Fun & Famous
GETTING DRUNK AT AN OFFICE PARTY: HOW GREAT IS THAT?
Obviously it’s an absolute dime when one of your colleagues jumps up on the pool table with her legs spread wide open yelling ’take me, take me now’, or when the receptionist attempts to do the moonwalk but ends up tripping and falling over and your boss spends at least 3 minutes looking like an idiot trying to close his zipper – but then the following day this question arises: is it smart to get wasted at a company party?
I’m saying: No. Luckily all the company parties I’ve been to haven’t consisted of any of these embarrassing moments. Besides, alcohol makes me way too overconfident and I end up saying dumb/blunt/politically incorrect/frank things. More then I’d like too. Take note of the word ‘more’: things just roll out of my mouth. Things that would be best if I kept them to myself. Luckily, thus far I’ve been able to control the damage.
”Wondering why, WHY the heck I said something like ‘yes, I love giving blow jobs’ to people who really shouldn’t know the slightest about my sex life”
Once alcohol is involved, people are more bombastic, as in I wake up soaked in sweat and nervous out of pure and utter shame wondering why, WHY the heck I said something like ‘yes, I love giving blow jobs’ to people who really shouldn’t know the slightest about my sex life. No wait, let me rephrase what I just said: the fact that the conversation was about sex is fine – but I shouldn’t talk about the deed itself, in the office supply closet between all the post-its, perforations and HB pencils.
The best and most legendary company parties always result in sex, between others, who leave a stash of black mail at the photocopier because yes, this is one of those kinkier areas that people who are in the mood can’t help but give a shot. Or sobfests because of that unrequited office love. Or a spectacle of a boss who manages to turn the entire office into a junk yard because he manages to fall and break every possible thing in the office. It’s hilarious, you’ll have people on the floor laughing – but it’s not a smart move.
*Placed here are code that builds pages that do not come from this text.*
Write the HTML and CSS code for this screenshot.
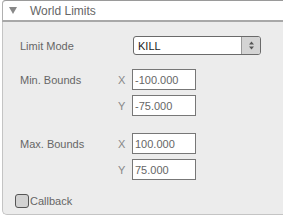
FILE: index.html
```html
<!DOCTYPE html>
<html lang="en">
<head>
<meta charset="UTF-8">
<title>World Limits</title>
<link rel="stylesheet" href="styles.css">
</head>
<body>

<div class="panel">
  <!-- Header -->
  <div class="panel-header">
    <span class="arrow"></span>
    <span class="title">World Limits</span>
  </div>

  <div class="panel-body">
    <!-- Limit Mode -->
    <div class="row mode-row">
      <div class="label">Limit Mode</div>
      <div class="axis"></div>
      <div class="select">
        <span class="select-text">KILL</span>
        <span class="spinner">
          <svg width="7" height="9" viewBox="0 0 7 9"><path d="M3.5 0.5 L6 3.5 H1 Z M3.5 8.5 L6 5.5 H1 Z" fill="#555"/></svg>
        </span>
      </div>
    </div>

    <!-- Min Bounds -->
    <div class="group min-group">
      <div class="row">
        <div class="label">Min. Bounds</div>
        <div class="axis">X</div>
        <input class="num" type="text" value="-100.000">
      </div>
      <div class="row">
        <div class="label"></div>
        <div class="axis">Y</div>
        <input class="num" type="text" value="-75.000">
      </div>
    </div>

    <!-- Max Bounds -->
    <div class="group max-group">
      <div class="row">
        <div class="label">Max. Bounds</div>
        <div class="axis">X</div>
        <input class="num" type="text" value="100.000">
      </div>
      <div class="row">
        <div class="label"></div>
        <div class="axis">Y</div>
        <input class="num" type="text" value="75.000">
      </div>
    </div>

    <!-- Callback -->
    <label class="check-row">
      <span class="check"></span>
      <span>Callback</span>
    </label>
  </div>
</div>

</body>
</html>
```

FILE: styles.css
```css
body { margin: 0; background: #fff; font-family: "Liberation Sans", Arial, sans-serif; font-size: 11px; color: #666; }
.panel { margin-left: 2px; height: 215px; background: #ececec; border: 1px solid #c4c4c4; border-right: none; border-radius: 4px 0 0 5px; box-sizing: border-box; }
.panel-header { background: #fff; border-top: 1px solid #9a9a9a; border-bottom: 2px solid #a8a8a8; margin-top: -1px; margin-left: -1px; border-left: 1px solid #b0b0b0; border-radius: 4px 0 0 0; display: flex; align-items: center; box-sizing: border-box; height: 22px; }
.arrow { width: 0; height: 0; border-left: 4px solid transparent; border-right: 4px solid transparent; border-top: 7px solid #888; margin-left: 6px; margin-right: 13px; }
.title { font-size: 12px; color: #666; }
.panel-body { padding: 14px 0 0 17px; }
.row { display: flex; align-items: center; height: 21px; }
.row + .row { margin-top: 5px; }
.label { width: 98px; }
.axis { width: 14px; color: #888; }
.mode-row { height: 19px; }
.select { width: 128px; height: 19px; margin-left: 1px; box-sizing: border-box; border: 1px solid #6a6a6a; border-radius: 3px; background: #fff; display: flex; align-items: center; }
.select-text { flex: 1; padding-left: 4px; color: #222; }
.spinner { width: 18px; height: 100%; background: #d4d4d4; border-left: 1px solid #999; border-radius: 0 2px 2px 0; display: flex; align-items: center; justify-content: center; }
.num { width: 64px; height: 21px; box-sizing: border-box; margin: 0; padding: 0 2px; border: 1px solid #777; background: #fff; font: inherit; color: #666; }
.min-group { margin-top: 14px; }
.max-group { margin-top: 17px; }
.check-row { display: flex; align-items: center; margin-top: 14px; margin-left: -5px; }
.check { width: 14px; height: 14px; box-sizing: border-box; border: 1px solid #555; border-radius: 3px; background: #d2d2d2; margin-right: 1px; }
```
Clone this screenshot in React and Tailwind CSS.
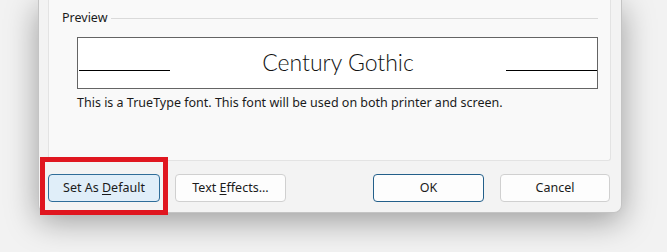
import React from "react";

function Btn({ children, className = "" }) {
  return (
    <div
      className={
        "h-[28px] rounded-[4px] border flex items-center justify-center text-[12.5px] text-[#1b1b1b] " +
        className
      }
    >
      <span className="whitespace-pre">{children}</span>
    </div>
  );
}

export default function App() {
  return (
    <div
      className="relative w-[667px] h-[252px] overflow-hidden bg-[#f2f2f2]"
      style={{ fontFamily: '"Noto Sans", "Open Sans", sans-serif' }}
    >
      <div className="ml-[38px] w-[584px] h-[213px] bg-[#f3f3f3] border-x border-b border-[#c4c4c4] rounded-b-[8px] shadow-[0_8px_32px_rgba(0,0,0,0.36)] flex flex-col">
        <div className="ml-[9px] w-[563px] h-[161px] bg-[#f9f9f9] border-x border-b border-[#e3e3e3] rounded-b-[3px] flex flex-col">
          <div className="mt-[10px] pl-[13px] pr-[12px] flex items-center h-[16px]">
            <span className="text-[12.5px] leading-[16px] text-[#1b1b1b]">Preview</span>
            <div className="flex-1 h-px bg-[#dadada] ml-[4px]" />
          </div>
          <div className="mt-[11px] ml-[28px] w-[521px] h-[52px] border border-[#646464] bg-white flex">
            <div className="ml-px w-[91px] h-px bg-black mt-[32px]" />
            <div
              className="flex-1 text-center text-[23px] leading-[23px] pt-[13px] text-[#111]"
              style={{ fontFamily: 'Lato, "Noto Sans", sans-serif', fontWeight: 300 }}
            >
              Century Gothic
            </div>
            <div className="w-[91px] h-px bg-black mt-[32px]" />
          </div>
          <div className="mt-[6px] ml-[28px] text-[12.5px] leading-[16px] text-[#1b1b1b]">
            This is a TrueType font. This font will be used on both printer and screen.
          </div>
        </div>
        <div className="mt-[13px] pl-[9px] flex">
          <Btn className="w-[112px] bg-[#e0eef9] border-[#2f6d99]">
            Set As <u className="underline-offset-2">D</u>efault
          </Btn>
          <Btn className="ml-[15px] w-[111px] bg-[#fdfdfd] border-[#d0d0d0]">
            Text <u className="underline-offset-2">E</u>ffects...
          </Btn>
          <Btn className="ml-[87px] w-[111px] bg-[#fdfdfd] border-[#235f8a]">OK</Btn>
          <Btn className="ml-[16px] w-[110px] bg-[#fdfdfd] border-[#d0d0d0]">Cancel</Btn>
        </div>
      </div>
      <div className="absolute left-[40px] top-[157px] w-[128px] h-[58px] border-[5px] border-[#e0161f]" />
    </div>
  );
}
It sounds like such a smart move to organize – a company party – a moment for managers and other employees to level up due to alcohol. But should you really ever level with your coworkers?
”You know: what happens at a company party, doesn’t stay at a company party. Shit is going to live a life of their own.”
No, you really shouldn’t want that. Most companies consist of hierarchies. There’s a reason for this – no matter how much you might hate it. You can pretend like you’re equals, but in the end it’s person A who is responsible for results, not person B who’s responsible for something entirely different. Catch my drift? But how are you going to take person A serious after a company party after you saw them hooking up with one of the interns in the office hallway? I might make them more ‘humane’, but it’ll also make them feel like less of a boss. Hence, less professional. Because is this intern now going to get jobs and other things that you’ve been working so hard to obtain?
And what if person B is extremely intoxicated and blurts out all the things that are wrong with person A? Because everyone’s got things about coworkers that annoys them and after a couple of glasses of wine (or which ever alcohol beverage you’re drinking), arguments easily arise as well as misunderstanding. Admit it: it would have been a smarter move if person B had talked about the issue during office hours in a professional manner. For those around you it often leads to fantastic and hilarious scenes, but those can end up living a life of their own. You don’t want that. You know: what happens at a company party, doesn’t stay at a company party. Shit is going to live a life of their own like I just said and before you know it, the dynamic at the office is going to go topsy-turvy. Good luck with the damage.